Czechs vote Friday and Saturday in their country’s first direct presidential election, with recession, austerity and graft weighing heavily on the nation as it turns the page on a decade under ardent eurosceptic Vaclav Klaus. Two ex-prime ministers, both former Communists, are tipped to finish atop a list of nine first-round candidates — including one with a fully tattooed face — and enter a second round slated for January 25-26. Although polls suggest outspoken leftist Milos Zeman is the strongest candidate to take the presidency of the European Union state of 10.5 million people, he is unlikely to score the simple majority needed to clinch a first-round victory, and will likely face mild-mannered centre-rightist Jan Fischer in the second round.
The winner will replace two-term President Klaus, one of Europe’s staunchest eurosceptics. No matter their political stripe, candidates have sought to distance themselves from his hardline anti-EU stance.

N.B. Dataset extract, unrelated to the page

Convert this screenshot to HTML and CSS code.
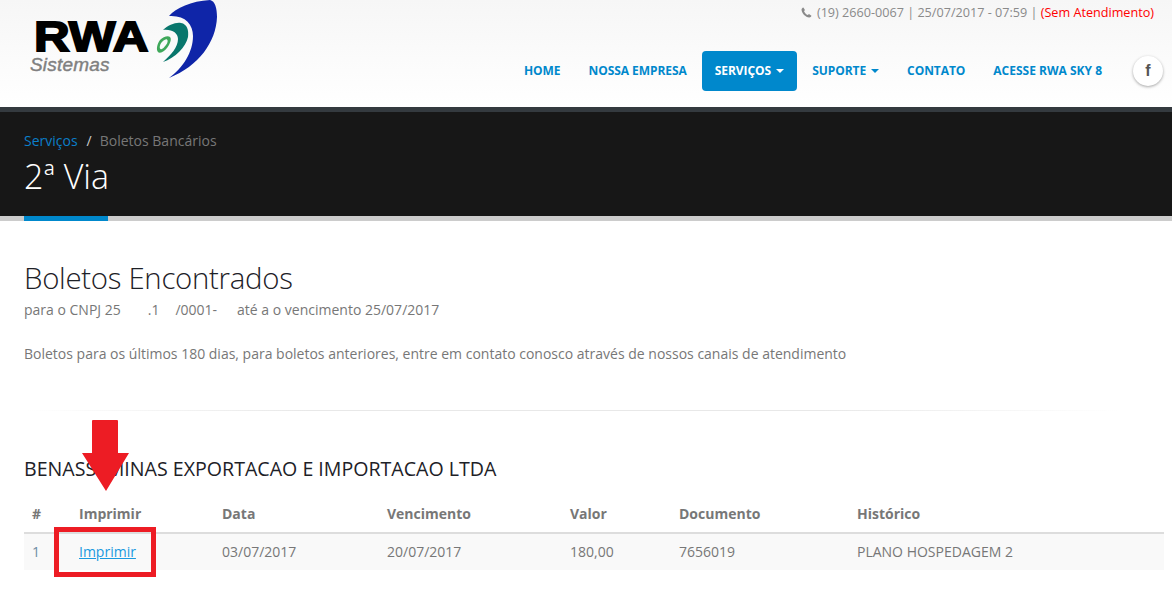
FILE: index.html
```html
<!DOCTYPE html>
<html lang="pt-BR">
<head>
<meta charset="utf-8">
<title>2ª Via</title>
<link rel="stylesheet" href="styles.css">
</head>
<body>
<header class="site-header">
  <a class="logo" href="#">
    <span class="logo-rwa">RWA</span>
    <span class="logo-sub">Sistemas</span>
    <svg class="logo-mark" viewBox="0 0 66 80" width="66" height="80" aria-hidden="true">
      <path fill="#0f25a8" d="M55 0C60 1 62 8 62 17C61 42 44 66 14 78C28 68 38 52 38 36C38 24 30 15 14 16C21 8 36 1 55 0Z"/>
      <path fill="#08766c" d="M8 30C13 25 21 22 26 23C32 24 34 30 33 37C31 47 20 58 8 62C16 55 23 47 23 39C23 33 17 29 8 30Z"/>
      <path fill="#3fa85a" fill-rule="evenodd" d="M5 40C8 37 13 35 15 37C17 39 15 44 12 48C9 52 4 54 3 52C1 50 2 44 5 40ZM7 42C5 44 4 48 5.500 49C7 50 9 47.500 11 45C13 42.500 13 40 12 39.500C11 39 9 40 7 42Z"/>
    </svg>
  </a>
  <div class="header-right">
    <p class="contact">
      <svg class="phone" viewBox="0 0 12 12" width="11" height="11" aria-hidden="true"><path fill="#8a8a8a" d="M2.600.6 4.300 3.300 3.300 4.500C3.900 6 5.600 7.900 7.400 8.700L8.700 7.700 11.400 9.500C11.100 10.700 10 11.500 8.900 11.400 4.800 10.900 1 7 .6 3.200.5 2 1.400.9 2.600.6Z"/></svg>
      (19) 2660-0067 | 25/07/2017 - 07:59 | <span class="closed">(Sem Atendimento)</span>
    </p>
    <nav class="main-nav">
      <a href="#">HOME</a>
      <a href="#">NOSSA EMPRESA</a>
      <a href="#" class="active caret">SERVIÇOS</a>
      <a href="#" class="caret">SUPORTE</a>
      <a href="#">CONTATO</a>
      <a href="#" class="sky">ACESSE RWA SKY 8</a>
      <span class="social">f</span>
    </nav>
  </div>
</header>

<section class="page-title">
  <p class="crumbs"><a href="#">Serviços</a><span class="sep">/</span><span>Boletos Bancários</span></p>
  <h1>2ª Via</h1>
</section>

<main class="content">
  <h2>Boletos Encontrados</h2>
  <p class="cnpj">para o CNPJ 25<span class="hide-a"></span>.1<span class="hide-b"></span>/0001-<span class="hide-c"></span>até a o vencimento 25/07/2017</p>
  <p class="note">Boletos para os últimos 180 dias, para boletos anteriores, entre em contato conosco através de nossos canais de atendimento</p>
  <hr class="divider">
  <h3>BENASSI MINAS EXPORTACAO E IMPORTACAO LTDA</h3>
  <table class="boletos">
    <colgroup>
      <col class="c1"><col class="c2"><col class="c3"><col class="c4"><col class="c5"><col class="c6"><col class="c7">
    </colgroup>
    <thead>
      <tr><th>#</th><th>Imprimir</th><th>Data</th><th>Vencimento</th><th>Valor</th><th>Documento</th><th>Histórico</th></tr>
    </thead>
    <tbody>
      <tr><td class="num">1</td><td><a href="#">Imprimir</a></td><td>03/07/2017</td><td>20/07/2017</td><td>180,00</td><td>7656019</td><td>PLANO HOSPEDAGEM 2</td></tr>
    </tbody>
  </table>
</main>

<svg class="arrow" viewBox="0 0 48 72" width="48" height="72" aria-hidden="true"><path fill="#ed1c24" d="M10 1Q10 0 11 0H35Q36 0 36 1V33H47L24 71 0 33H10Z"/></svg>
<div class="highlight"></div>
</body>
</html>
```
FILE: styles.css
```css
* { box-sizing: border-box; }
html, body { margin: 0; padding: 0; }
body {
  position: relative;
  height: 603px;
  overflow: hidden;
  background: #fff;
  color: #777;
  font: 14px/20px "Open Sans", sans-serif;
}
a { text-decoration: none; color: #0088cc; }
p { margin: 0; }

.site-header {
  height: 107px;
  display: flex;
  justify-content: space-between;
  background: linear-gradient(#f6f6f6, #fff);
}
.logo {
  position: relative;
  display: block;
  width: 240px;
  height: 107px;
}
.logo-rwa {
  position: absolute;
  left: 34px;
  top: 20px;
  font: 900 43px/32px "Liberation Sans", sans-serif;
  color: #000;
  -webkit-text-stroke: 1.800px #000;
  transform-origin: left center;
  transform: scaleX(1.150);
}
.logo-sub {
  position: absolute;
  left: 30px;
  top: 57px;
  font: italic 400 19px/16px "Liberation Sans", sans-serif;
  letter-spacing: 0.200px;
  color: #808080;
  -webkit-text-stroke: 0.400px #808080;
}
.logo-mark {
  position: absolute;
  left: 155px;
  top: 0;
}

.header-right {
  display: flex;
  flex-direction: column;
  align-items: flex-end;
  padding-right: 9px;
}
.contact {
  margin: 2px 9px 0 0;
  height: 20px;
  font-size: 12.640px;
  line-height: 20px;
  color: #8a8a8a;
  white-space: nowrap;
}
.phone { vertical-align: -1px; margin-right: 2px; }
.closed { color: #f00; }

.main-nav {
  margin-top: 29px;
  display: flex;
  align-items: center;
}
.main-nav a {
  display: flex;
  align-items: center;
  height: 40px;
  padding: 0 13px;
  margin-right: 2px;
  border-radius: 4px;
  font-size: 12px;
  font-weight: 700;
  letter-spacing: -0.060px;
  white-space: nowrap;
}
.main-nav a.sky { letter-spacing: 0; }
.main-nav a.active {
  background: #0088cc;
  color: #fff;
}
.main-nav a.caret::after {
  content: "";
  margin-left: 5px;
  border: 4px solid transparent;
  border-top-color: currentColor;
  border-bottom-width: 0;
}
.social {
  margin: 0 0 0 16px;
  width: 30px;
  height: 30px;
  border-radius: 50%;
  background: #fff;
  box-shadow: 0 1px 3px rgba(0, 0, 0, 0.35);
  display: flex;
  align-items: center;
  justify-content: center;
  color: #555;
  font: 700 16px/1 "Liberation Sans", sans-serif;
}

.page-title {
  position: relative;
  height: 114px;
  padding: 19px 24px 0;
  background: #171717;
  border-top: 5px solid #343a3f;
  border-bottom: 5px solid #ccc;
}
.page-title::after {
  content: "";
  position: absolute;
  left: 24px;
  bottom: -5px;
  width: 84px;
  height: 5px;
  background: #0088cc;
}
.crumbs { color: #777; font-size: 14px; line-height: 20px; }
.crumbs a { color: #0b7fc9; }
.sep { color: #ccc; margin: 0 8px 0 9px; }
.page-title h1 {
  margin: 3px 0 0;
  font-size: 34px;
  line-height: 44px;
  font-weight: 300;
  color: #fff;
}

.content { padding: 0 8px 0 24px; }
.content h2 {
  margin: 39px 0 0;
  font-size: 29.400px;
  line-height: 36px;
  font-weight: 300;
  color: #1d2127;
  letter-spacing: -0.300px;
}
.cnpj { margin-top: 3px; line-height: 22px; }
.hide-a { display: inline-block; width: 27px; }
.hide-b { display: inline-block; width: 16px; }
.hide-c { display: inline-block; width: 20px; }
.note { margin-top: 22px; line-height: 22px; }
.divider {
  border: 0;
  height: 1px;
  margin: 45px 0 0;
  background: linear-gradient(to right, transparent, #e8e8e8 25%, #e8e8e8 70%, transparent 96%);
}
.content h3 {
  margin: 46px 0 0;
  font-size: 19.600px;
  line-height: 24px;
  font-weight: 400;
  color: #1d2127;
}
.boletos {
  margin-top: 14px;
  width: 1140px;
  table-layout: fixed;
  border-collapse: collapse;
}
.c1 { width: 47px; }
.c2 { width: 143px; }
.c3 { width: 165px; }
.c4 { width: 183px; }
.c5 { width: 109px; }
.c6 { width: 178px; }
.c7 { width: 315px; }
.boletos th {
  height: 38px;
  padding: 0 8px;
  text-align: left;
  font-weight: 700;
  color: #777;
  border-bottom: 2px solid #ddd;
}
.boletos td {
  height: 37px;
  padding: 0 8px;
  background: #f9f9f9;
}
.boletos td a { color: #1a9ae0; text-decoration: underline; }
.boletos .num { color: #6f8ca3; }

.arrow {
  position: absolute;
  left: 82px;
  top: 420px;
}
.highlight {
  position: absolute;
  left: 54px;
  top: 527px;
  width: 102px;
  height: 50px;
  border: 5px solid #ed1c24;
}
```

Parliament has chosen the head of state in all four previous presidential elections since this ex-communist country became independent in 1993 as the former Czechoslovakia split in two.
The switch to popular universal suffrage came in February 2012 after Klaus’s 2008 re-election by lawmakers, a vote seen as having more to do with political horse-trading than the public interest.
As one of just two EU countries in central Europe currently suffering recession — the other being Slovenia — economic matters, including biting austerity cuts, are weighing on voters’ minds.